Money is important. Now that he has a diagnosis, he will qualify for help. Because he had no insurance, he has been paying for his own tests, thousands of dollars at a time, . He’s using up his retirement, but he won’t need it anyway now. The worst test was the MRI, which he took right there in Shelby, and though the technician was skillful and the nurses were kind, it was just hard to lie there in a machine for more than a half-hour, immobilized and told not to swallow. I assured him that there WERE resources to help him and that people around here would take good care of him. They know his relatives.

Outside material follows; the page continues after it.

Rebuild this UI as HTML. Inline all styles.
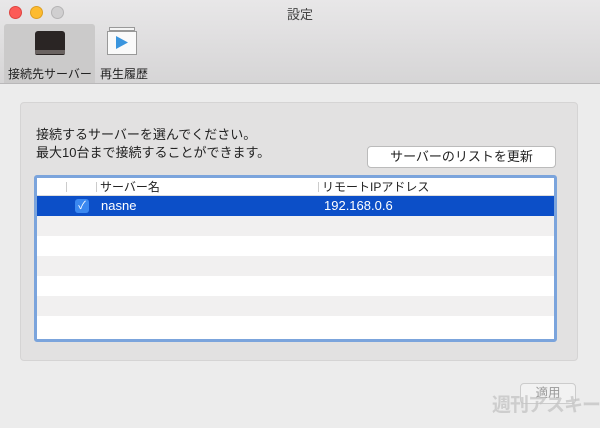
<!DOCTYPE html>
<html><head><meta charset="utf-8"><style>
*{margin:0;padding:0;box-sizing:border-box}
html,body{width:600px;height:428px;overflow:hidden}
body{background:#ececec;font-family:"Liberation Sans","Noto Sans CJK JP",sans-serif;color:#222;position:relative}
.abs{position:absolute;white-space:nowrap}
.tb{left:0;top:0;width:600px;height:84px;background:linear-gradient(#e8e7e8,#d6d5d6);border-bottom:1px solid #b9b8b9}
.dot{width:13px;height:13px;border-radius:50%;top:6px}
.title{top:4px;left:0;width:600px;text-align:center;font-size:13px;color:#444}
.tab1{left:4px;top:24px;width:91px;height:59px;background:#cbcaca;border-radius:3px 3px 0 0}
.tl{font-size:12px;color:#222;top:65px}
.grp{left:20px;top:102px;width:558px;height:259px;background:#e2e1e1;border:1px solid #d5d4d4;border-radius:4px}
.txt{font-size:13px;line-height:18px}
.btn{left:367px;top:146px;width:189px;height:22px;background:#fff;border:1px solid #bbb;border-radius:4px;font-size:13px;text-align:center;line-height:20px}
.tbl{left:34px;top:175px;width:523px;height:167px;border:3px solid #7ba4dc;border-radius:3px;background:#fff;overflow:hidden}
.row{position:absolute;left:0;width:100%;height:20px}
</style></head><body>
<div class="abs tb"></div>
<div class="abs dot" style="left:9px;background:#fc5b57;border:1px solid #de4440"></div>
<div class="abs dot" style="left:30px;background:#fdbb2e;border:1px solid #dd9f22"></div>
<div class="abs dot" style="left:51px;background:#d0cfd0;border:1px solid #b5b4b5"></div>
<div class="abs title">設定</div>
<div class="abs tab1"></div>
<div class="abs" style="left:35px;top:31px;width:30px;height:24px;background:#2a2524;border-radius:3px 3px 2px 2px"></div>
<div class="abs" style="left:35px;top:50px;width:30px;height:4px;background:#6a6361"></div>
<div class="abs" style="left:109px;top:27px;width:26px;height:4px;border:1px solid #999;background:#f4f4f4"></div>
<div class="abs" style="left:107px;top:31px;width:30px;height:24px;border:1px solid #999;background:#fafafa"></div>
<svg class="abs" style="left:114px;top:35px" width="16" height="15"><path d="M2 1 L14 7.5 L2 14Z" fill="#3a95de"/></svg>
<div class="abs tl" style="left:8px">接続先サーバー</div>
<div class="abs tl" style="left:100px">再生履歴</div>
<div class="abs grp"></div>
<div class="abs txt" style="left:36px;top:126px">接続するサーバーを選んでください。<br>最大10台まで接続することができます。</div>
<div class="abs btn">サーバーのリストを更新</div>
<div class="abs tbl">
 <div class="row" style="top:0;height:18px;font-size:12px;line-height:18px;border-bottom:1px solid #ddd">
  <span class="abs" style="left:29px;top:4px;width:1px;height:10px;background:#ccc"></span>
  <span class="abs" style="left:59px;top:4px;width:1px;height:10px;background:#ccc"></span>
  <span class="abs" style="left:63px">サーバー名</span>
  <span class="abs" style="left:281px;top:4px;width:1px;height:10px;background:#ccc"></span>
  <span class="abs" style="left:285px">リモートIPアドレス</span>
 </div>
 <div class="row" style="top:18px;background:#0c4fc8;color:#fff;font-size:13px;line-height:20px">
  <span class="abs" style="left:38px;top:3px;width:14px;height:14px;background:#3b88f0;border-radius:3px;font-size:11px;line-height:14px;text-align:center">✓</span>
  <span class="abs" style="left:64px">nasne</span>
  <span class="abs" style="left:287px">192.168.0.6</span>
 </div>
 <div class="row" style="top:38px;background:#f1f0f0"></div>
 <div class="row" style="top:78px;background:#f1f0f0"></div>
 <div class="row" style="top:118px;background:#f1f0f0"></div>
</div>
<div class="abs" style="left:520px;top:383px;width:56px;height:21px;border:1px solid #ccc;border-radius:4px;background:#f2f2f2;color:#999;font-size:12.5px;text-align:center;line-height:19px">適用</div>
<div class="abs" style="left:492px;top:395px;font-size:19px;line-height:22px;color:rgba(195,195,195,.75);font-weight:bold;letter-spacing:-1px">週刊アスキー</div>
</body></html>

He didn’t cry. He didn’t ask if he could call me. We didn’t exchange phone numbers or email. When I began to pack my clean dry clothes out to the pickiup, he said he’d really enjoyed the conversation and I agreed. He said, “I hope we meet again.” I said, “Could happen!” He echoed, “Could happen.” He knows enough about me to find me, esp. now with publicity over “Bronze I&O” about to start and since I once worked at Marias Care Center.
Some scientists are saying we are now entering a new geological age: the Anthropocene, the era in which humans, their chemicals, their erosions, their pollutions began to change continents, ice-caps and ocean currents, to say nothing of weather patterns or species evolution. There is no doubt in my mind that this man’s ALS and my own Diabetes 2 are part of this evolution, that we are being extinguished as surely as dinosaurs. As individuals. We didn't have children anyway. Out there somewhere are the progenitors of the birds that dinos evolved into and the mammals who blossomed next. But they had a lot more time than we do.
This man said that as soon as he heard his diagnosis, he thought of the Gary Cooper movie in which Cooper played Gehrig. He said that both Cooper in the movie and Gehrig in real life, "died well" with courage and honesty. He said that was his goal now. I have no doubt that he will achieve it.